The biggest change is that he's going to stay in Japan until next year. It hurts to think about going back to distance, we did it for 7 months once and it was horrible, but we did make it then so I hope we can make it now. Staying in Japan to finish his school year is really important to him, so I agreed to him staying only if he visited me for a while in that time away. So there's a chance that he'll be staying at mine for Christmas, but we'll see.
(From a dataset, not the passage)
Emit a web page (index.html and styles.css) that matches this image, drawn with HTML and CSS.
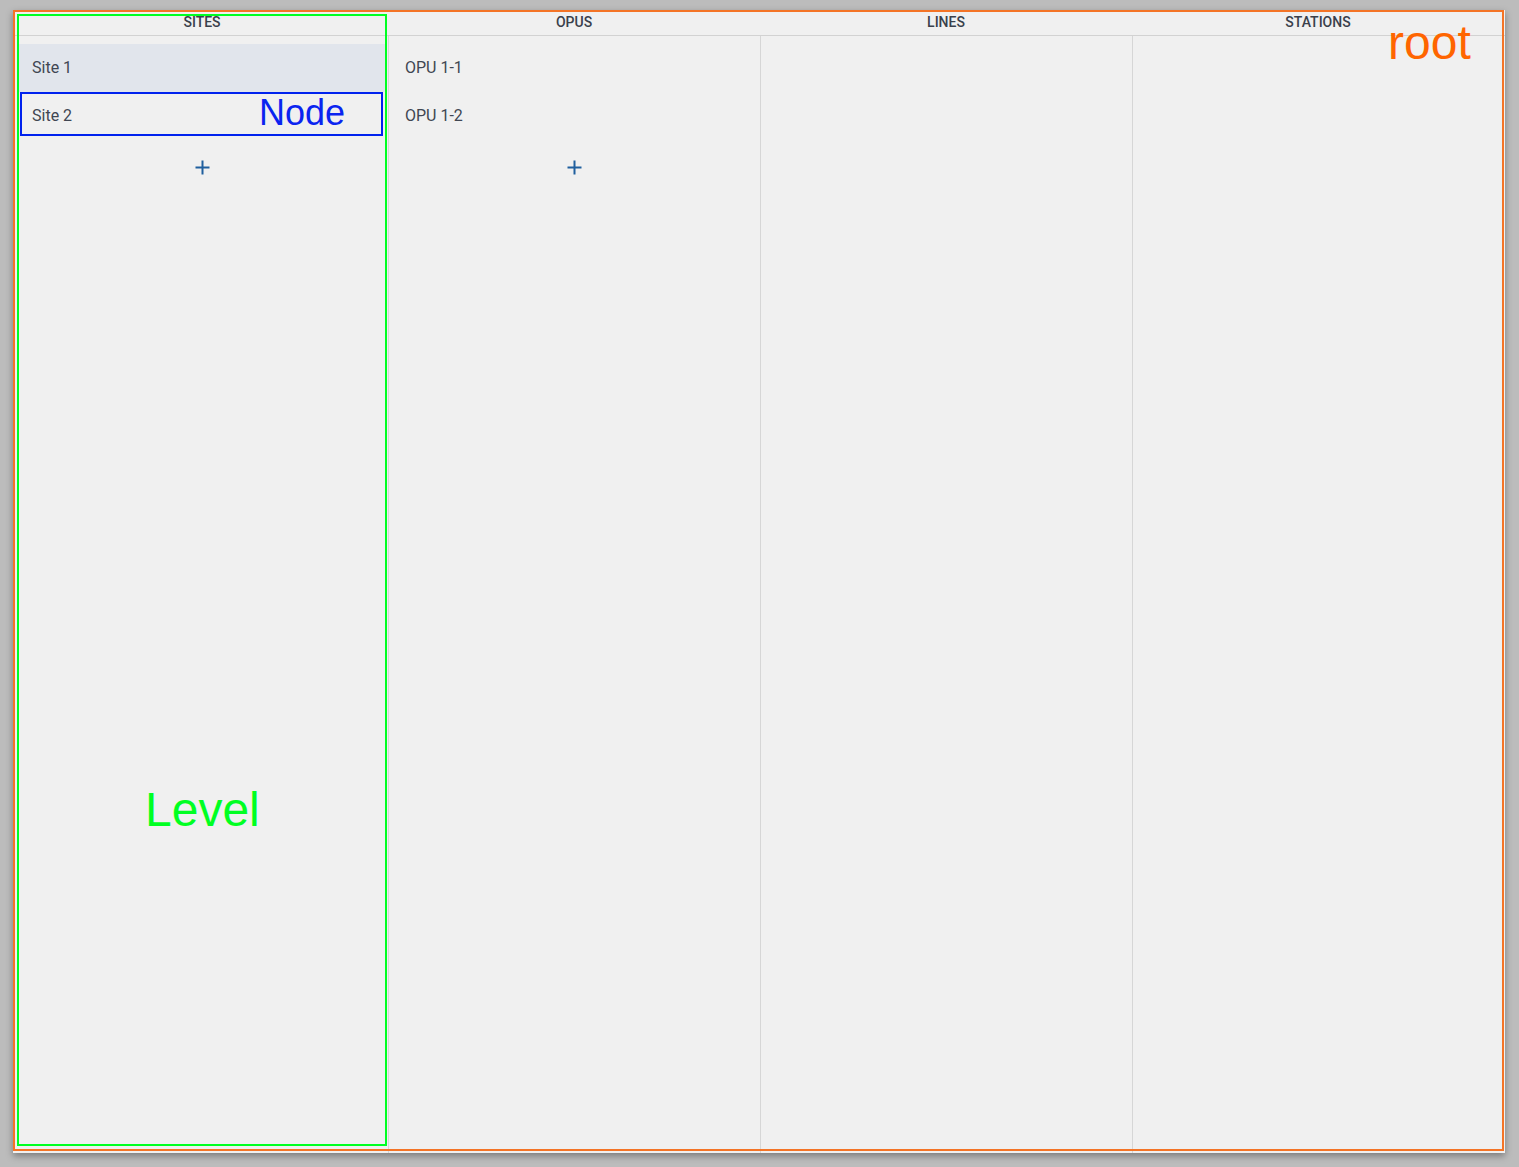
FILE: index.html
```html
<!DOCTYPE html>
<html>
<head>
<meta charset="utf-8">
<link rel="stylesheet" href="styles.css">
</head>
<body>
<div class="card">
  <div class="headers">
    <div class="hcell">Sites</div>
    <div class="hcell">Opus</div>
    <div class="hcell">Lines</div>
    <div class="hcell">Stations</div>
  </div>
  <div class="levels">
    <div class="level">
      <div class="node selected">Site 1</div>
      <div class="node">Site 2</div>
      <div class="add"><svg width="15" height="15" viewBox="0 0 15 15"><path d="M7.5 0.5v14M0.5 7.5h14" stroke="#1f5f9e" stroke-width="2" fill="none"/></svg></div>
    </div>
    <div class="level">
      <div class="node">OPU 1-1</div>
      <div class="node">OPU 1-2</div>
      <div class="add"><svg width="15" height="15" viewBox="0 0 15 15"><path d="M7.5 0.5v14M0.5 7.5h14" stroke="#1f5f9e" stroke-width="2" fill="none"/></svg></div>
    </div>
    <div class="level"></div>
    <div class="level"></div>
  </div>
  <div class="mark mark-root"></div>
  <div class="mark mark-level"></div>
  <div class="mark mark-node"></div>
  <div class="label label-root">root</div>
  <div class="label label-level">Level</div>
  <div class="label label-node">Node</div>
</div>
</body>
</html>
```
FILE: styles.css
```css
html, body {
  margin: 0;
  padding: 0;
}
body {
  background: #bcbcbc;
  padding: 10px 0 0 13px;
  height: 1167px;
  box-sizing: border-box;
  font-family: Roboto, "Noto Sans", sans-serif;
}
.card {
  position: relative;
  width: 1492px;
  height: 1143px;
  box-sizing: border-box;
  padding-left: 3px;
  background: #f0f0f0;
  box-shadow: 0 3px 7px rgba(0, 0, 0, 0.35);
  display: flex;
  flex-direction: column;
}
.headers {
  display: grid;
  grid-template-columns: repeat(4, 372px);
  height: 25px;
  border-bottom: 1px solid #d2d2d2;
  margin-left: -3px;
  padding-left: 3px;
}
.hcell {
  text-align: center;
  line-height: 24px;
  font-size: 14px;
  font-weight: 500;
  text-transform: uppercase;
  color: #3a404b;
}
.levels {
  flex: 1;
  display: grid;
  grid-template-columns: repeat(4, 372px);
}
.level {
  padding-top: 8px;
  display: flex;
  flex-direction: column;
}
.level + .level {
  border-left: 1px solid #d6d6d6;
}
.node {
  height: 48px;
  box-sizing: border-box;
  margin: 0 2px 0 1px;
  padding: 0 0 2px 15px;
  display: flex;
  align-items: center;
  font-size: 16px;
  color: #404652;
}
.node.selected {
  background: #e1e5ec;
}
.add {
  height: 54px;
  display: flex;
  align-items: center;
  justify-content: center;
}
.add svg {
  display: block;
}
.mark {
  position: absolute;
  box-sizing: border-box;
  pointer-events: none;
}
.mark-root {
  left: 0;
  top: 0;
  width: 1491px;
  height: 1141px;
  border: 2px solid #f47426;
}
.mark-level {
  left: 4px;
  top: 4px;
  width: 370px;
  height: 1132px;
  border: 2px solid #00ff22;
}
.mark-node {
  left: 7px;
  top: 82px;
  width: 363px;
  height: 44px;
  border: 2px solid #0022ee;
}
.label {
  position: absolute;
  font-family: "Liberation Sans", Arial, sans-serif;
  line-height: 1;
  white-space: nowrap;
}
.label-root {
  left: 1375px;
  top: 9px;
  font-size: 48px;
  color: #ff6500;
}
.label-level {
  left: 132px;
  top: 776px;
  font-size: 48px;
  color: #00ff22;
}
.label-node {
  left: 246px;
  top: 85px;
  font-size: 36px;
  color: #0a24f0;
}
```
I'm still a bit hurt and upset that he ended up walking away, he said to me that even though I probably won't believe him he was going to call me and talk to me about things after. The reason we were able to sit down and talk was because there was some hope that we could fix things. I feel a bit stupid because I told my closest friends and even rang my parents in the UK at 6am to tell them. They were going to be rearranging my flight to go home earlier so I didn't have to stay in Japan. People are telling me that they're happy we're sorted it, but they're worried about me considering what happened. I'm going to be careful, if things just don't seem to be working and when the time comes to plan our marriage/move to New York he's still hesitant then I'm going to have to be the one to walk away. I can't keep fighting for a relationship that he's not fully committed to. Things still feel a bit up in the air because of how soon after it's been since we came through this horrible situation, but I want to make it work so if he does too then I think we're going to be ok.
So we shall see. I love him, he means the world to me, I honestly was so utterly lost about what to do with my life when I thought it was over so I really want to see things through. But I have to be brave and face the fact that it might just not turn out the way I thought.